### Data lines
########

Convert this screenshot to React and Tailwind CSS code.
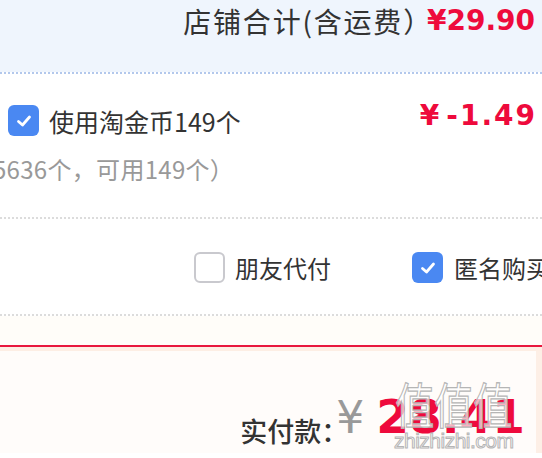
import React from "react";

const font = { fontFamily: '"Noto Sans CJK SC", "Noto Sans", sans-serif' };
const num = { fontFamily: '"DejaVu Sans", "Noto Sans CJK SC", sans-serif' };

function Check({ checked }) {
  if (checked) {
    return (
      <div className="w-[31px] h-[31px] rounded-[6px] bg-[#4a88f2] flex items-center justify-center shrink-0">
        <svg width="18" height="18" viewBox="0 0 18 18">
          <path d="M3.5 9.5 L7.5 13 L14.5 5" fill="none" stroke="white" strokeWidth="2.8" strokeLinecap="round" strokeLinejoin="round" />
        </svg>
      </div>
    );
  }
  return <div className="w-[31px] h-[31px] rounded-[6px] border-2 border-[#c9c9ce] bg-white shrink-0" />;
}

export default function App() {
  return (
    <div className="w-[542px] h-[458px] overflow-hidden bg-white relative" style={font}>
      <div className="h-[72px] bg-[#eff5fd] flex justify-end items-start pr-[7px] pt-[1px] whitespace-nowrap">
        <span className="text-[28px] leading-[40px] text-[#333] tracking-[1.8px]">店铺合计(含运费）</span>
        <span className="text-[28px] leading-[40px] font-bold text-[#ee0a3c] ml-[-6px]" style={num}>¥29.90</span>
      </div>
      <div className="border-b-2 border-dotted border-[#b3c8ec]" />
      <div className="h-[145px] bg-white flex flex-col border-b-2 border-dotted border-[#dcdcdc]">
        <div className="flex items-start justify-between pl-[8px] pr-[7px] pt-[26px] whitespace-nowrap">
          <div className="flex items-center mt-[5px]">
            <Check checked />
            <span className="ml-[10px] text-[25px] leading-[30px] text-[#333]">使用淘金币149个</span>
          </div>
          <span className="text-[28px] leading-[34px] font-bold text-[#ee0a3c] mt-[-1px]" style={num}>¥<span className="ml-[7px] tracking-[2px] mr-[-2px]">-1.49</span></span>
        </div>
        <div className="ml-[-7px] mt-[18px] text-[24px] leading-[30px] text-[#999] whitespace-nowrap tracking-[0.3px]">5636个，可用149个）</div>
      </div>
      <div className="h-[97px] bg-white flex items-center border-b-2 border-dotted border-[#dcdcdc] pt-[2px] whitespace-nowrap">
        <div className="flex items-center ml-[194px] shrink-0">
          <Check />
          <span className="ml-[10px] text-[24px] leading-[30px] text-[#333]">朋友代付</span>
        </div>
        <div className="flex items-center ml-[81px] shrink-0">
          <Check checked />
          <span className="ml-[11px] text-[24px] leading-[30px] text-[#333]">匿名购买</span>
        </div>
      </div>
      <div className="h-[29px] bg-[#fffdf9]" />
      <div className="h-[2px] bg-[#e8173e]" />
      <div className="h-[4px] bg-[#fdeee4]" />
      <div className="h-[102px] bg-[#fffcfa] flex items-end justify-end pr-[11px] pb-[14px] border-r-[6px] border-[#fdefe6] whitespace-nowrap">
        <span className="text-[27px] leading-[40px] font-medium text-[#333] mb-[-12px]">实付款：</span>
        <span className="text-[44px] leading-[50px] text-[#999] ml-[-12px] mr-[12px] mb-[-4px]" style={num}>¥</span>
        <span className="text-[47px] leading-[52px] font-bold text-[#ee0a3c] mb-[-4px]" style={num}>28.41</span>
      </div>
      <div className="absolute left-[394px] top-[376px] flex flex-col items-center pointer-events-none">
        <span className="text-[39px] leading-[54px] text-white/70 [-webkit-text-stroke:1px_#b5b5b5] scale-y-125">值值值</span>
        <span className="text-[21px] leading-[24px] text-white/70 [-webkit-text-stroke:1px_#b5b5b5] mt-[-1px] tracking-[-0.5px]" style={{ fontFamily: '"Liberation Sans", sans-serif' }}>zhizhizhi.com</span>
      </div>
    </div>
  );
}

########

### Goal
Transcribe the whole listing exactly. Pictures are excluded.

### Correct result
Convert this screenshot to React and Tailwind CSS code.
import React from "react";

const font = { fontFamily: '"Noto Sans CJK SC", "Noto Sans", sans-serif' };
const num = { fontFamily: '"DejaVu Sans", "Noto Sans CJK SC", sans-serif' };

function Check({ checked }) {
  if (checked) {
    return (
      <div className="w-[31px] h-[31px] rounded-[6px] bg-[#4a88f2] flex items-center justify-center shrink-0">
        <svg width="18" height="18" viewBox="0 0 18 18">
          <path d="M3.5 9.5 L7.5 13 L14.5 5" fill="none" stroke="white" strokeWidth="2.8" strokeLinecap="round" strokeLinejoin="round" />
        </svg>
      </div>
    );
  }
  return <div className="w-[31px] h-[31px] rounded-[6px] border-2 border-[#c9c9ce] bg-white shrink-0" />;
}

export default function App() {
  return (
    <div className="w-[542px] h-[458px] overflow-hidden bg-white relative" style={font}>
      <div className="h-[72px] bg-[#eff5fd] flex justify-end items-start pr-[7px] pt-[1px] whitespace-nowrap">
        <span className="text-[28px] leading-[40px] text-[#333] tracking-[1.8px]">店铺合计(含运费）</span>
        <span className="text-[28px] leading-[40px] font-bold text-[#ee0a3c] ml-[-6px]" style={num}>¥29.90</span>
      </div>
      <div className="border-b-2 border-dotted border-[#b3c8ec]" />
      <div className="h-[145px] bg-white flex flex-col border-b-2 border-dotted border-[#dcdcdc]">
        <div className="flex items-start justify-between pl-[8px] pr-[7px] pt-[26px] whitespace-nowrap">
          <div className="flex items-center mt-[5px]">
            <Check checked />
            <span className="ml-[10px] text-[25px] leading-[30px] text-[#333]">使用淘金币149个</span>
          </div>
          <span className="text-[28px] leading-[34px] font-bold text-[#ee0a3c] mt-[-1px]" style={num}>¥<span className="ml-[7px] tracking-[2px] mr-[-2px]">-1.49</span></span>
        </div>
        <div className="ml-[-7px] mt-[18px] text-[24px] leading-[30px] text-[#999] whitespace-nowrap tracking-[0.3px]">5636个，可用149个）</div>
      </div>
      <div className="h-[97px] bg-white flex items-center border-b-2 border-dotted border-[#dcdcdc] pt-[2px] whitespace-nowrap">
        <div className="flex items-center ml-[194px] shrink-0">
          <Check />
          <span className="ml-[10px] text-[24px] leading-[30px] text-[#333]">朋友代付</span>
        </div>
        <div className="flex items-center ml-[81px] shrink-0">
          <Check checked />
          <span className="ml-[11px] text-[24px] leading-[30px] text-[#333]">匿名购买</span>
        </div>
      </div>
      <div className="h-[29px] bg-[#fffdf9]" />
      <div className="h-[2px] bg-[#e8173e]" />
      <div className="h-[4px] bg-[#fdeee4]" />
      <div className="h-[102px] bg-[#fffcfa] flex items-end justify-end pr-[11px] pb-[14px] border-r-[6px] border-[#fdefe6] whitespace-nowrap">
        <span className="text-[27px] leading-[40px] font-medium text-[#333] mb-[-12px]">实付款：</span>
        <span className="text-[44px] leading-[50px] text-[#999] ml-[-12px] mr-[12px] mb-[-4px]" style={num}>¥</span>
        <span className="text-[47px] leading-[52px] font-bold text-[#ee0a3c] mb-[-4px]" style={num}>28.41</span>
      </div>
      <div className="absolute left-[394px] top-[376px] flex flex-col items-center pointer-events-none">
        <span className="text-[39px] leading-[54px] text-white/70 [-webkit-text-stroke:1px_#b5b5b5] scale-y-125">值值值</span>
        <span className="text-[21px] leading-[24px] text-white/70 [-webkit-text-stroke:1px_#b5b5b5] mt-[-1px] tracking-[-0.5px]" style={{ fontFamily: '"Liberation Sans", sans-serif' }}>zhizhizhi.com</span>
      </div>
    </div>
  );
}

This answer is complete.